Minggu, tentu ini hari yang ditunggu-tunggu, terlalu banyak hal yang bisa dikerjakan hari minggu, dari shopping atau sekedar cuci mata ke mall, ke toko buku, menulis puisi, memcoba membuat masakan—walau seringnya tak sesuai resep—bersih-bersih kamar, berkumpul dengan teman FLP, atau sekedar bermalas-malasan di mes sambil membaca buku, semua adalah hal menarik, tentu masih ada rutinitas minggu yang sering ku lakukan yaitu, kondangan, ini pun menarik karena dalam beberapa kesempatan bisa bertemu teman-teman lama. Tapi minggu 6 juni lalu juga special, karena aku mengahadiri acara pelatihan menulis bersama Habiburrahman EL Shirazi yang diadakan oleh FLP METRO, sejak malamnya ketua FLP menugasiku untuk membuat bahan presentasi untuk memperkenalkan FLP Lampung saat acara, katanya beliau akan datang, tentu malam minggu dengan bahan seadanya aku buat materi singkat, tapi paginya ketua FLP memintaku untuk memprensentasikan saat acara, karena beliau berhalangan hadir. Dengan agak gugup akhirnya aku terima tugas itu, nervous sie, itu kan acara besar pikirku, tapi tak apalah toh aku yang buat bahan tentu aku bisa, begitu aku berkeyakinan. Sesampainya di tempat acara, aku diberitahu oleh ketua FLP Metro bahwa ada sambutan ketua FLP Lampung, Apa???? Tapi kenapa Pak Ketua tidak memberitahuku, dia hanya bilang untuk presentasi perkenalan FLP Wilayah? Awas nanti! Ancamku. Setelah saling tunjuk untuk menggantikan Ketua sambutan, kebetulan ada koordinator humas, ku pikir tak apa memintanya menggantikan ketua sambutan, tapi akhirya aku yang sambutan sekaligus membuka acara karena yang seharusnya membuka acara adalah Wali kota Metro, tapi karena bertepatan dengan Ulang Tahun kota Metro, beliau pergi ke acara tersebut. Tentu ini mengejutkan, tak pernah terpikir untuk sambutan apalagi membuka acara sebesar itu. Masih terbayang deg-degannya pagi itu.

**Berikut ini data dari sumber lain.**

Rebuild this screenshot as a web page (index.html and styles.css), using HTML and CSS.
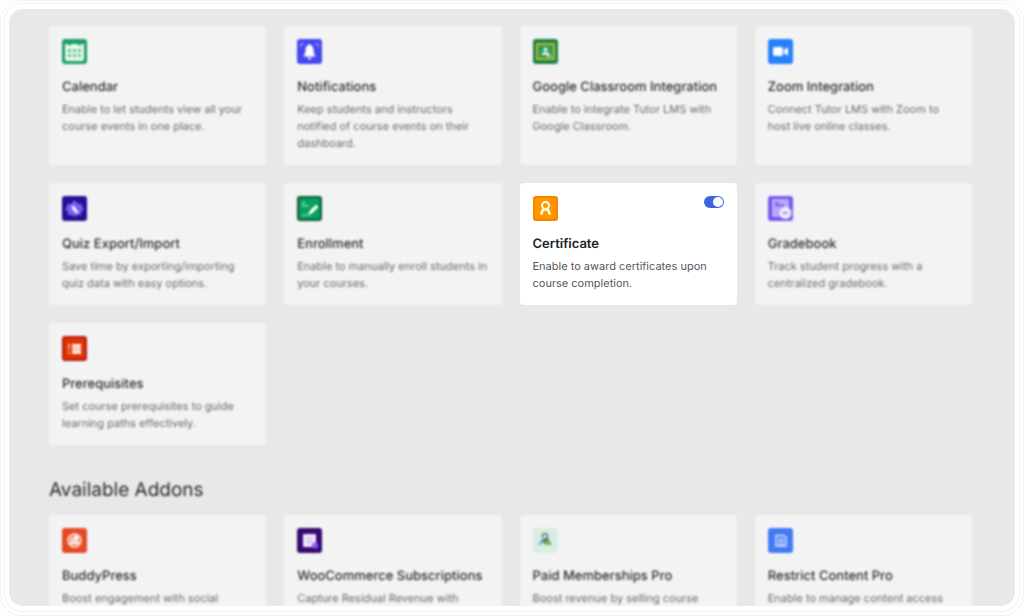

Pelatihan menulis itu selain di isi oleh Habiburrahman EL Shirazi juga oleh Sakti Wibowo. Acara selesai jam 16.00, setelah sholat dan bincang-bincang dengan pengurus FLP Metro, aku dan teman-teman dari Bandar Lampung—Mbak Lili, Mbak Sin-sin, Mbak Desma, Mbak Elia-- meninggalkan aula Dinas Pendidikan kota Metro. Rencanaku adalah tidur di bus Ac, tapi yang terjadi seorang ibu dengan anaknya kira-kira usianya empat tahun naik dan tidak dapat tempat duduk, untuk merelakan bangkuku untuk ibu itu jelas tingkat ikhlasku belum sampai tahap itu, toh banyak bapak-bapak (nggak bapak-bapak semua, ada yang masih muda) tetap bergeming dan pura-pura tidur. Akhirnya aku putuskan aku yang memangku anak kecil itu, ditengah perjalanan si anak tidur pulas di pankuanku sementara rencana tidurku jelas batal total, kejutan berikutnya adalah karena sudah gelap aku tidak melihat tempatku turun, dan baru sadar setelah sang kernet bilang, Pasar, ada yang pasar! Waduh tempat turunku terlewat kira-kira satu kilo meter!
Weekend oh weekend!
Raksasa itu memasak untukmu, dari mulutnya selalu terdengar serentetan perintah, “AYO”, “DIAM”, “MAKAN”, “TIDUR”, “CEPAT”. Raksasa itu mengawasi apa saja yang kamu perbuat, menentukan apa saja yang harus kamu lakukan dan tidak boleh, Mau membangkang? Tak mungkin berani, mereka berubah menjadi menakutkan ketika marah, matanya melotot, suaranya menggelegar dan tangannya yang kuat dengan mudah bisa menampar pipimu, mencubit atau memukul pantat, salah seorang dari raksasa itu bernama Ayah dan yang lain bernama Ibu.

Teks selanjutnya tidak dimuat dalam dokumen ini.